By Jamie Wells, M.D. — August 21, 2017
Recently, I wrote about the misguided, alarmist efforts of the self-proclaimed Global Breastfeeding Collective composed of the WHO and UNICEF (see here). As a result of every country in the world not meeting the “breastfeeding standards” they set forth, instead of partaking in some self-reflection as to why there might be flaws in their idealized metric, the group amplified its call for dramatic action on all economic, political, environmental and social fronts.

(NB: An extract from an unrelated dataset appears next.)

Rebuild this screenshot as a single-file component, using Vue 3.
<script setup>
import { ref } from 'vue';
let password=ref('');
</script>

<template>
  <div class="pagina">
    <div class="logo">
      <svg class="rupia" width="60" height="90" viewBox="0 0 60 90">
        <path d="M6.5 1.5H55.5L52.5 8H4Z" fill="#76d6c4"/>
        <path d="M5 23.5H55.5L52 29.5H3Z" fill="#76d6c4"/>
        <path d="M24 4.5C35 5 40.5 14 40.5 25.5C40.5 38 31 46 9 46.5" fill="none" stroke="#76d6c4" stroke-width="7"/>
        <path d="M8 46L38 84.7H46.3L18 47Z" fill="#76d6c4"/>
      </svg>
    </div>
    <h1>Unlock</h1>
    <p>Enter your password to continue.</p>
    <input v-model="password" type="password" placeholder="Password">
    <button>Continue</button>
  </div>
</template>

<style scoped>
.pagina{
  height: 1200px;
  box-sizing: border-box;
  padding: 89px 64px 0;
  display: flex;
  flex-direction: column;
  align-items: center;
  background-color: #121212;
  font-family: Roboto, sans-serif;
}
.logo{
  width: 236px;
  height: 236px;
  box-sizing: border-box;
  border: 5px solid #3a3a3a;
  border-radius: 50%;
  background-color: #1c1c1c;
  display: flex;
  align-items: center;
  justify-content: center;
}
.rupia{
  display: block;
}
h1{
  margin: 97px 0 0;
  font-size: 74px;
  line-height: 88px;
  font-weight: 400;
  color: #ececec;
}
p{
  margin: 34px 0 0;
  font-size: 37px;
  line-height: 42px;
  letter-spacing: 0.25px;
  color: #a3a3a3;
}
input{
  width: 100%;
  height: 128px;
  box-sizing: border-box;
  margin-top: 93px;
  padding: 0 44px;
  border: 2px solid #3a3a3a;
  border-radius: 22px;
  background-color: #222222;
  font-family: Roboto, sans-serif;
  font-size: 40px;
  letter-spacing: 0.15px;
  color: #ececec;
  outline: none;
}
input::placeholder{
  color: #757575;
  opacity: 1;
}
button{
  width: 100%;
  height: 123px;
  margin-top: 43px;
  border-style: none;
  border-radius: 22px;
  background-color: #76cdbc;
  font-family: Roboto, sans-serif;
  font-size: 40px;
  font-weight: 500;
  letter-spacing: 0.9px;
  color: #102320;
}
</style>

Among the Global Breastfeeding Collective’s messaging is championing breastfeeding in “exceptionally difficult circumstances” with “families suffering the consequences of complex emergencies” and being the solution to infant deaths. Entirely neglecting discussion of pathological conditions that can hamper the ability for a woman to breastfeed, as one example, they convey an inaccurate picture politicizing the reality and portray alternative modes of nutrition as shortchanging your baby by predisposing him to disease and an inferior start to life. The language borders on the coercive and preys on the vulnerabilities and fears of parents, especially new ones.
This is irresponsible and disheartening. It contributes to feelings of failure and adds unnecessary anxiety and torment to what should be a joyous experience. Beyond that, when taken to extremes, doing so can imperil an infant and mother’s well-being. There is no dispute that breast milk is the gold standard for a baby, but formula can be good enough and is not evil. We are fortunate to live in a time where reasonable substitutes exist and can place an infant on a thriving trajectory.
In the United States, if we partially informed patients it would be egregious and considered negligent. Informed consent is vital to a functioning, therapeutic and successful doctor-patient relationship. It establishes trust and encourages patient autonomy while maintaining a synergy that supports the best interest of the patient. Depending on the case, there can be risks and benefits to breastfeeding. More often the benefits outweigh the risks which is a remarkable consideration about breastfeeding and why it is such a wonderful option. But, not always. And that too needs to be a part of the conversation.